Click on "Create Table" once you are done. You can now access the table in Databricks using Spark SQL commands.

In [3]:
#List the path of the u.item and u.data

display(dbutils.fs.ls("/FileStore/tables/"))

In [4]:
### Code for your script with RDD ###

rawItem = sc.textFile("dbfs:/FileStore/tables/u.item")
movieList = rawItem.map(lambda line: line.split("|")).map(lambda x: (int(x[0]), x[1]))

rawData = sc.textFile("dbfs:/FileStore/tables/u.data")
movieRatings = rawData.map(lambda line: line.split("\t")).map(lambda x: (int(x[1]), (int(x[2]), 1.0)))

### Write your steps below ###

ratingTotalsAndCount = movieRatings.reduceByKey(lambda movie1, movie2 : (movie1[0]+movie2[0], movie1[1]+movie2[1]))
averageRatings = ratingTotalsAndCount.filter(lambda x:x[1][1] > 10).mapValues(lambda totalAndCount: totalAndCount[0] / totalAndCount[1])
sortedMovies = averageRatings.sortBy(lambda x: x[1])
joinRDD = averageRatings.join(movieList)
listSorted = joinRDD.map(lambda x: (x[1]))
results = listSorted.sortBy(lambda x: x[0])
results.collect()


In [5]:
### Code for your script with DataFrames ###

itemDF = sqlContext.sql("SELECT movie_id, title FROM u_item")
dataDF = sqlContext.read.format("csv").options(inferschema='true', delimiter="\t").load("dbfs:/FileStore/tables/u.data")

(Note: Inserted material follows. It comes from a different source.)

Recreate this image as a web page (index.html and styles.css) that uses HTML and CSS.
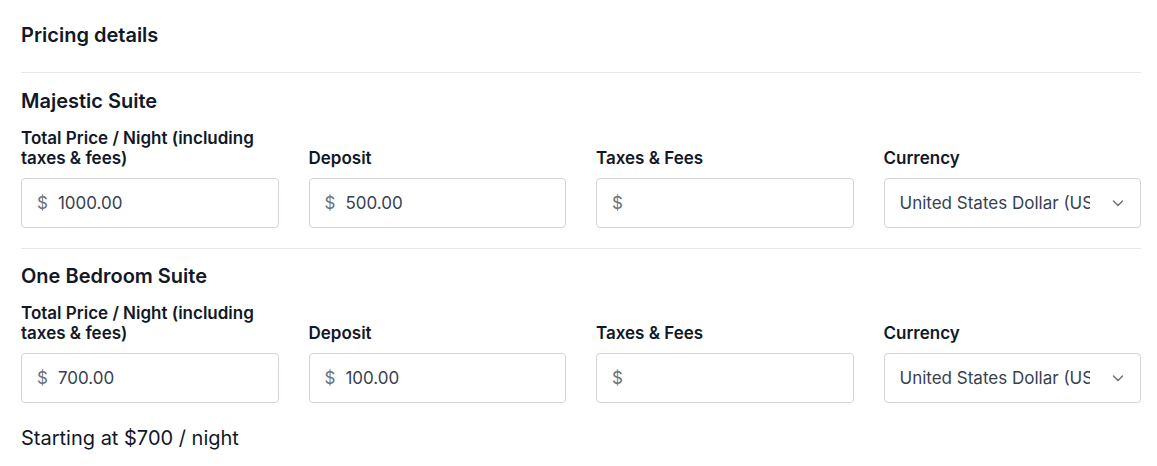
FILE: index.html
```html
<!DOCTYPE html>
<html>
<head>
<meta charset="utf-8">
<link rel="stylesheet" href="styles.css">
</head>
<body>
<div class="page">
  <h2 class="heading">Pricing details</h2>
  <hr class="divider first">
  <section class="room">
    <h3 class="room-title">Majestic Suite</h3>
    <div class="grid">
      <div class="field">
        <label class="label">Total Price / Night (including taxes &amp; fees)</label>
        <div class="control"><span class="prefix">$</span><span class="value">1000.00</span></div>
      </div>
      <div class="field">
        <label class="label">Deposit</label>
        <div class="control"><span class="prefix">$</span><span class="value">500.00</span></div>
      </div>
      <div class="field">
        <label class="label">Taxes &amp; Fees</label>
        <div class="control"><span class="prefix">$</span><span class="value"></span></div>
      </div>
      <div class="field">
        <label class="label">Currency</label>
        <div class="control select"><span class="select-text">United States Dollar (USD)</span>
          <svg class="chevron" width="16" height="16" viewBox="0 0 16 16"><path d="M3.5 6 L8 10.5 L12.5 6" fill="none" stroke="#6b7280" stroke-width="1.5" stroke-linecap="round" stroke-linejoin="round"/></svg>
        </div>
      </div>
    </div>
  </section>
  <hr class="divider">
  <section class="room">
    <h3 class="room-title">One Bedroom Suite</h3>
    <div class="grid">
      <div class="field">
        <label class="label">Total Price / Night (including taxes &amp; fees)</label>
        <div class="control"><span class="prefix">$</span><span class="value">700.00</span></div>
      </div>
      <div class="field">
        <label class="label">Deposit</label>
        <div class="control"><span class="prefix">$</span><span class="value">100.00</span></div>
      </div>
      <div class="field">
        <label class="label">Taxes &amp; Fees</label>
        <div class="control"><span class="prefix">$</span><span class="value"></span></div>
      </div>
      <div class="field">
        <label class="label">Currency</label>
        <div class="control select"><span class="select-text">United States Dollar (USD)</span>
          <svg class="chevron" width="16" height="16" viewBox="0 0 16 16"><path d="M3.5 6 L8 10.5 L12.5 6" fill="none" stroke="#6b7280" stroke-width="1.5" stroke-linecap="round" stroke-linejoin="round"/></svg>
        </div>
      </div>
    </div>
    <p class="summary">Starting at $700 / night</p>
  </section>
</div>
</body>
</html>
```
FILE: styles.css
```css
* { box-sizing: border-box; }
html, body { margin: 0; padding: 0; background: #fff; }
body {
  font-family: Inter, "Noto Sans", "Liberation Sans", sans-serif;
  color: #111827;
}
.page {
  width: 1120px;
  margin-left: 21px;
  padding-top: 21px;
}
.heading {
  margin: 0;
  font-size: 20px;
  line-height: 28px;
  font-weight: 600;
  color: #111827;
}
.divider {
  border: 0;
  border-top: 1px solid #e5e7eb;
  margin: 20px 0 13px;
  height: 0;
}
.divider.first { margin: 23px 0 14px; }
.room-title {
  margin: 0 0 13px;
  font-size: 20px;
  line-height: 28px;
  font-weight: 600;
  color: #111827;
}
.grid {
  display: grid;
  grid-template-columns: repeat(4, minmax(0, 1fr));
  column-gap: 30px;
  align-items: end;
}
.field {
  display: flex;
  flex-direction: column;
  min-width: 0;
}
.label {
  font-size: 17px;
  line-height: 20px;
  font-weight: 600;
  color: #111827;
  margin-bottom: 10px;
}
.control {
  height: 50px;
  border: 1px solid #d1d5db;
  border-radius: 4px;
  display: flex;
  align-items: center;
  padding: 0 15px;
  font-size: 17px;
  color: #374151;
  background: #fff;
}
.prefix {
  color: #6b7280;
  margin-right: 10px;
}
.value { color: #374151; }
.select { padding-right: 14px; }
.select-text {
  flex: 1;
  min-width: 0;
  white-space: nowrap;
  overflow: hidden;
  margin-right: 20px;
  color: #374151;
}
.chevron { flex: none; }
.summary {
  margin: 21px 0 0;
  font-size: 20px;
  line-height: 28px;
  color: #111827;
}
```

### Write your steps below ###

dataDF = sqlContext.sql("SELECT user_id, movie_id, rating FROM u_data")
movieDF = dataDF.select("movie_id", "rating").cache()
averageRatings = movieDF.groupBy("movie_id").avg("rating")
counts = movieDF.groupBy("movie_id").count() 
averageAndCounts = counts.join(averageRatings, "movie_id").join(itemDF, "movie_id")
result = averageAndCounts.filter('count > 10')
topTen = result.orderBy("avg(rating)").select("title", "avg(rating)", "count").show(10)



Once you are done, download the notebook (click on File -> Export -> IPython notebook) and submit it through Canvas.